Download the pretrained model for text-to-motion training from here and place it in ./save/. Then train with:

python -m train.train_mdm_multi --pretrained_path ./save/humanml_trans_enc_512/model000200000.pt --multi_train_mode text --multi_train_splits train,validation --save_dir ./save/my_pw3d_text

Prefix Completion

Download the pretrained model for prefix training from here and place it in ./save/. Then train with:

python -m train.train_mdm_multi --pretrained_path ./save/humanml_trans_enc_512_prefix_finetune/model000330000.pt --multi_train_mode prefix --save_dir ./save/my_pw3d_prefix --save_interval 10000

Fine-tuned motion control - ETA May 23

  • Use --device to define GPU id.
  • Add --train_platform_type {ClearmlPlatform, TensorboardPlatform} to track results with either ClearML or Tensorboard.
  • Add --eval_during_training to run a short evaluation for each saved checkpoint. This will slow down training but will give you better monitoring.

Evaluate

DoubleTake (long motions) - ETA May 23

ComMDM (two-person)

The reported evaluation for prefix completion is in ./save/pw3d_prefix/eval_prefix_pw3d_paper_results_000240000_wo_mm_1000samples.log.

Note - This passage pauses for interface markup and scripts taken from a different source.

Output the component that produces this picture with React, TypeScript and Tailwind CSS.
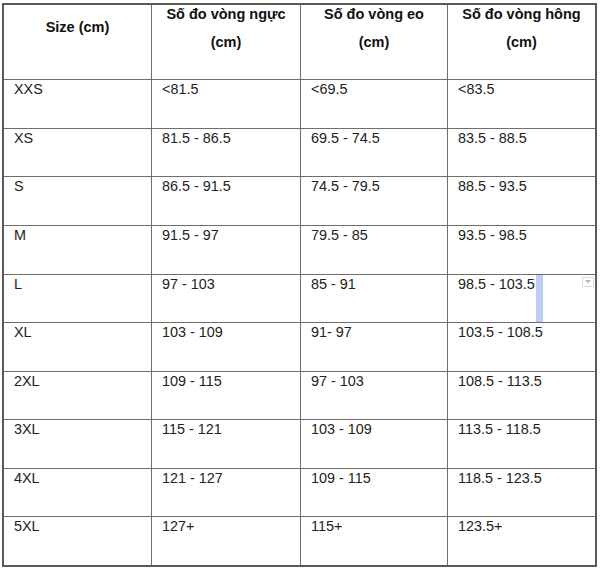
import React from "react";

const rows: [string, string, string, string][] = [
  ["XXS", "<81.5", "<69.5", "<83.5"],
  ["XS", "81.5 - 86.5", "69.5 - 74.5", "83.5 - 88.5"],
  ["S", "86.5 - 91.5", "74.5 - 79.5", "88.5 - 93.5"],
  ["M", "91.5 - 97", "79.5 - 85", "93.5 - 98.5"],
  ["L", "97 - 103", "85 - 91", "98.5 - 103.5"],
  ["XL", "103 - 109", "91- 97", "103.5 - 108.5"],
  ["2XL", "109 - 115", "97 - 103", "108.5 - 113.5"],
  ["3XL", "115 - 121", "103 - 109", "113.5 - 118.5"],
  ["4XL", "121 - 127", "109 - 115", "118.5 - 123.5"],
  ["5XL", "127+", "115+", "123.5+"],
];

const headers = ["Số đo vòng ngực", "Số đo vòng eo", "Số đo vòng hông"];

export default function App() {
  return (
    <div
      className="w-[600px] h-[568px] bg-white overflow-hidden"
      style={{ fontFamily: '"Liberation Sans", Arial, sans-serif' }}
    >
      <div className="ml-[2px] mt-[3px] w-[595px] border-2 border-[#5a5a5a] bg-[#6e6e6e]">
        <div className="grid grid-cols-[147px_148px_146px_147px] grid-rows-[74px_48px_47px_48px_48px_47px_48px_47px_48px_47px_48px] gap-px">
          <div className="bg-white pt-[13px] text-center text-[14.5px] font-bold leading-[18px] text-[#111]">
            Size (cm)
          </div>
          {headers.map((h) => (
            <div
              key={h}
              className="bg-white text-center text-[14.5px] font-bold leading-[18px] text-[#111]"
            >
              <div>{h}</div>
              <div className="mt-[10px]">(cm)</div>
            </div>
          ))}
          {rows.map((r, i) =>
            r.map((c, j) => (
              <div
                key={`${i}-${j}`}
                className="relative bg-white pl-[10px] text-[14.4px] leading-[18px] text-[#222]"
              >
                {c}
                {i === 4 && j === 3 && (
                  <>
                    <span className="absolute top-0 bottom-0 left-[88px] w-[7px] bg-[#b9cff5]" />
                    <span className="absolute right-[1px] top-[2px] flex h-[10px] w-[12px] items-center justify-center border border-[#dcdcdc] bg-white">
                      <svg width="6" height="4" viewBox="0 0 6 4">
                        <path d="M0 0 L6 0 L3 3.5 Z" fill="#b5b5b5" />
                      </svg>
                    </span>
                  </>
                )}
              </div>
            ))
          )}
        </div>
      </div>
    </div>
  );
}
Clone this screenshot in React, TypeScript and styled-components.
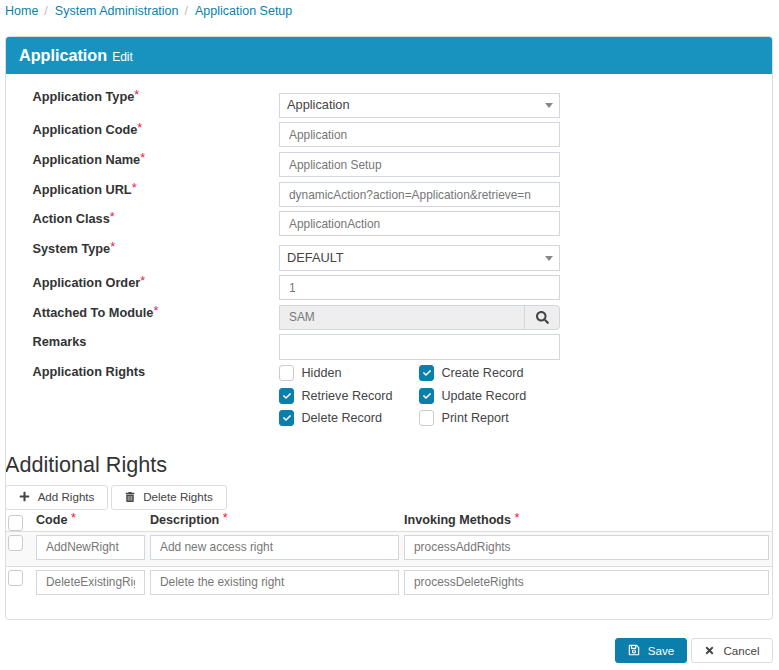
import React from "react";
import styled, { createGlobalStyle } from "styled-components";
import { FaCheck, FaPlus, FaRegSave, FaSearch, FaTimes, FaTrashAlt } from "react-icons/fa";

const Global = createGlobalStyle`
  html, body { margin: 0; padding: 0; background: #fff; }
  body { font-family: "Liberation Sans", Arial, sans-serif; color: #333; font-size: 13px; }
  * { box-sizing: border-box; }
`;

const Page = styled.div`
  width: 779px;
  height: 670px;
  padding: 0 6px 0 5px;
  overflow: hidden;
`;

const Crumbs = styled.nav`
  display: flex;
  align-items: center;
  height: 21px;
  font-size: 12.5px;
  color: #0b7fab;
`;

const Crumb = styled.a`
  color: #0b7fab;
  text-decoration: none;
`;

const Sep = styled.span`
  color: #bbb;
  padding: 0 7px 0 6px;
`;

const Panel = styled.section`
  margin-top: 15px;
  height: 584px;
  border: 1px solid #ddd;
  border-radius: 4px;
  background: #fff;
  overflow: hidden;
`;

const PanelHead = styled.header`
  display: flex;
  align-items: baseline;
  height: 37px;
  padding: 8px 13px 0;
  background: #1893bf;
  color: #fff;
`;

const PanelTitle = styled.h3`
  margin: 0;
  font-size: 16.2px;
  line-height: 20px;
  font-weight: 700;
`;

const PanelSub = styled.small`
  margin-left: 5px;
  font-size: 12px;
`;

const Form = styled.div`
  padding-top: 19px;
`;

const Row = styled.div<{ $gap: number }>`
  display: flex;
  margin-bottom: ${(p) => p.$gap}px;
  padding-left: 26px;
`;

const Label = styled.label<{ $shift: number }>`
  width: 247px;
  margin-top: ${(p) => p.$shift}px;
  padding-left: 0.5px;
  font-size: 12.75px;
  line-height: 16px;
  font-weight: 700;
  color: #333;
`;

const Star = styled.span`
  color: #f0143c;
  font-weight: 400;
  position: relative;
  top: -2px;
`;

const Control = styled.div`
  width: 281px;
`;

const Input = styled.input<{ $h?: number }>`
  display: block;
  width: 100%;
  height: ${(p) => p.$h ?? 25}px;
  padding: 0 9px;
  border: 1px solid #d2d6de;
  background: #fff;
  font: 11.9px "Liberation Sans", Arial, sans-serif;
  color: #777;
  outline: none;
`;

const Select = styled.div<{ $h: number }>`
  display: flex;
  align-items: center;
  justify-content: space-between;
  height: ${(p) => p.$h}px;
  padding: 0 6px 2px 7px;
  border: 1px solid #d2d6de;
  font-size: 12.8px;
  color: #444;
`;

const Caret = styled.span`
  width: 0;
  height: 0;
  margin-top: 2px;
  border-left: 4px solid transparent;
  border-right: 4px solid transparent;
  border-top: 5px solid #888;
`;

const Lookup = styled.div`
  display: flex;
  height: 25px;
  border: 1px solid #d2d6de;
  border-radius: 0 4px 4px 0;
  background: #eee;
`;

const LookupValue = styled.span`
  flex: 1;
  padding: 0 9px;
  font-size: 11.9px;
  line-height: 23px;
  color: #777;
`;

const LookupButton = styled.span`
  display: flex;
  align-items: center;
  justify-content: center;
  width: 35px;
  border-left: 1px solid #d2d6de;
  color: #444;
  font-size: 13px;
`;

const Checks = styled.div`
  display: grid;
  grid-template-columns: 140px 141px;
  grid-auto-rows: 22.5px;
  margin-top: -2px;
`;

const CheckItem = styled.span`
  display: flex;
  align-items: center;
  gap: 7.5px;
  font-size: 12.6px;
  color: #444;
`;

const Box = styled.span<{ $on?: boolean }>`
  display: inline-flex;
  align-items: center;
  justify-content: center;
  flex: none;
  width: 15px;
  height: 16px;
  border: 1px solid ${(p) => (p.$on ? "#0b7fab" : "#ccc")};
  border-radius: 3px;
  background: ${(p) => (p.$on ? "#0b7fab" : "#fff")};
  color: #fff;
  font-size: 8px;
`;

const SectionTitle = styled.h3`
  margin: 23px 0 8px -1px;
  font-size: 21.6px;
  line-height: 24px;
  font-weight: 400;
  color: #333;
`;

const Toolbar = styled.div`
  display: flex;
  gap: 3px;
  margin-left: -1px;
`;

const Button = styled.button<{ $primary?: boolean; $w: number; $icon?: number }>`
  display: inline-flex;
  align-items: center;
  justify-content: center;
  gap: 8px;
  width: ${(p) => p.$w}px;
  height: 25px;
  padding: 0 0 1px;
  border: 1px solid ${(p) => (p.$primary ? "#0b7fab" : "#ddd")};
  border-radius: 3px;
  background: ${(p) => (p.$primary ? "#0b7fab" : "#fff")};
  color: ${(p) => (p.$primary ? "#fff" : "#444")};
  font: 11.6px "Liberation Sans", Arial, sans-serif;

  svg {
    font-size: ${(p) => p.$icon ?? 11}px;
  }
`;

const RightsGrid = styled.div`
  display: grid;
  grid-template-columns: 109px 249px 365px;
  column-gap: 5px;
  padding: 0 3px 0 30px;
  position: relative;
`;

const RightsHead = styled(RightsGrid)`
  height: 22px;
  padding-top: 2px;
  border-bottom: 1px solid #ddd;
  font-weight: 700;
  font-size: 12.6px;
  line-height: 16px;
`;

const RightsRow = styled(RightsGrid)<{ $shaded?: boolean }>`
  height: 35px;
  padding-top: 3px;
  background: ${(p) => (p.$shaded ? "#f9f9f9" : "#fff")};
  border-bottom: 1px solid ${(p) => (p.$shaded ? "#ddd" : "transparent")};
`;

const RowCheck = styled.span<{ $top: number }>`
  position: absolute;
  left: 2px;
  top: ${(p) => p.$top}px;
  display: flex;
`;

const Actions = styled.div`
  display: flex;
  justify-content: flex-end;
  gap: 4px;
  margin-top: 18px;
`;

const fields: { label: string; value: string; gap: number }[] = [
  { label: "Application Code", value: "Application", gap: 5 },
  { label: "Application Name", value: "Application Setup", gap: 5 },
  { label: "Application URL", value: "dynamicAction?action=Application&retrieve=n", gap: 4 },
  { label: "Action Class", value: "ApplicationAction", gap: 9 },
];

const rows = [
  { code: "AddNewRight", desc: "Add new access right", method: "processAddRights", shaded: true },
  { code: "DeleteExistingRight", desc: "Delete the existing right", method: "processDeleteRights", shaded: false },
];

const checks = [
  { text: "Hidden", on: false },
  { text: "Create Record", on: true },
  { text: "Retrieve Record", on: true },
  { text: "Update Record", on: true },
  { text: "Delete Record", on: true },
  { text: "Print Report", on: false },
];

export default function App() {
  return (
    <Page>
      <Global />
      <Crumbs>
        <Crumb>Home</Crumb>
        <Sep>/</Sep>
        <Crumb>System Administration</Crumb>
        <Sep>/</Sep>
        <Crumb>Application Setup</Crumb>
      </Crumbs>
      <Panel>
        <PanelHead>
          <PanelTitle>Application</PanelTitle>
          <PanelSub>Edit</PanelSub>
        </PanelHead>
        <Form>
          <Row $gap={4}>
            <Label $shift={-4}>Application Type<Star>*</Star></Label>
            <Control>
              <Select $h={25}>Application<Caret /></Select>
            </Control>
          </Row>
          {fields.map((f) => (
            <Row key={f.label} $gap={f.gap}>
              <Label $shift={0}>{f.label}<Star>*</Star></Label>
              <Control>
                <Input readOnly defaultValue={f.value} />
              </Control>
            </Row>
          ))}
          <Row $gap={4}>
            <Label $shift={-4}>System Type<Star>*</Star></Label>
            <Control>
              <Select $h={26}>DEFAULT<Caret /></Select>
            </Control>
          </Row>
          <Row $gap={5}>
            <Label $shift={0}>Application Order<Star>*</Star></Label>
            <Control>
              <Input readOnly defaultValue="1" />
            </Control>
          </Row>
          <Row $gap={4}>
            <Label $shift={0}>Attached To Module<Star>*</Star></Label>
            <Control>
              <Lookup>
                <LookupValue>SAM</LookupValue>
                <LookupButton><FaSearch /></LookupButton>
              </Lookup>
            </Control>
          </Row>
          <Row $gap={4}>
            <Label $shift={0}>Remarks</Label>
            <Control>
              <Input readOnly defaultValue="" $h={26} />
            </Control>
          </Row>
          <Row $gap={0}>
            <Label $shift={0}>Application Rights</Label>
            <Control>
              <Checks>
                {checks.map((c) => (
                  <CheckItem key={c.text}>
                    <Box $on={c.on}>{c.on && <FaCheck />}</Box>
                    {c.text}
                  </CheckItem>
                ))}
              </Checks>
            </Control>
          </Row>
        </Form>
        <SectionTitle>Additional Rights</SectionTitle>
        <Toolbar>
          <Button $w={103} $icon={11}><FaPlus />Add Rights</Button>
          <Button $w={116} $icon={10}><FaTrashAlt />Delete Rights</Button>
        </Toolbar>
        <RightsHead>
          <RowCheck $top={5}><Box /></RowCheck>
          <span>Code <Star>*</Star></span>
          <span>Description <Star>*</Star></span>
          <span>Invoking Methods <Star>*</Star></span>
        </RightsHead>
        {rows.map((r) => (
          <RightsRow key={r.code} $shaded={r.shaded}>
            <RowCheck $top={3}><Box /></RowCheck>
            <Input readOnly defaultValue={r.code} />
            <Input readOnly defaultValue={r.desc} />
            <Input readOnly defaultValue={r.method} />
          </RightsRow>
        ))}
      </Panel>
      <Actions>
        <Button $primary $w={72} $icon={12}><FaRegSave />Save</Button>
        <Button $w={82} $icon={11}><FaTimes />Cancel</Button>
      </Actions>
    </Page>
  );
}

To reproduce evaluation run:

python -m eval.eval_multi --model_path ./save/pw3d_prefix/model000240000.pt

Fine-tuned motion control - ETA May 23

Acknowledgments

This code is standing on the shoulders of giants. We want to thank the following contributors that our code is based on:

MDM, guided-diffusion, MotionCLIP, text-to-motion, actor, joints2smpl. TEACH.

License

This code is distributed under an MIT LICENSE.

Note that our code depends on other libraries, including CLIP, SMPL, SMPL-X, PyTorch3D, and uses datasets that each have their own respective licenses that must also be followed.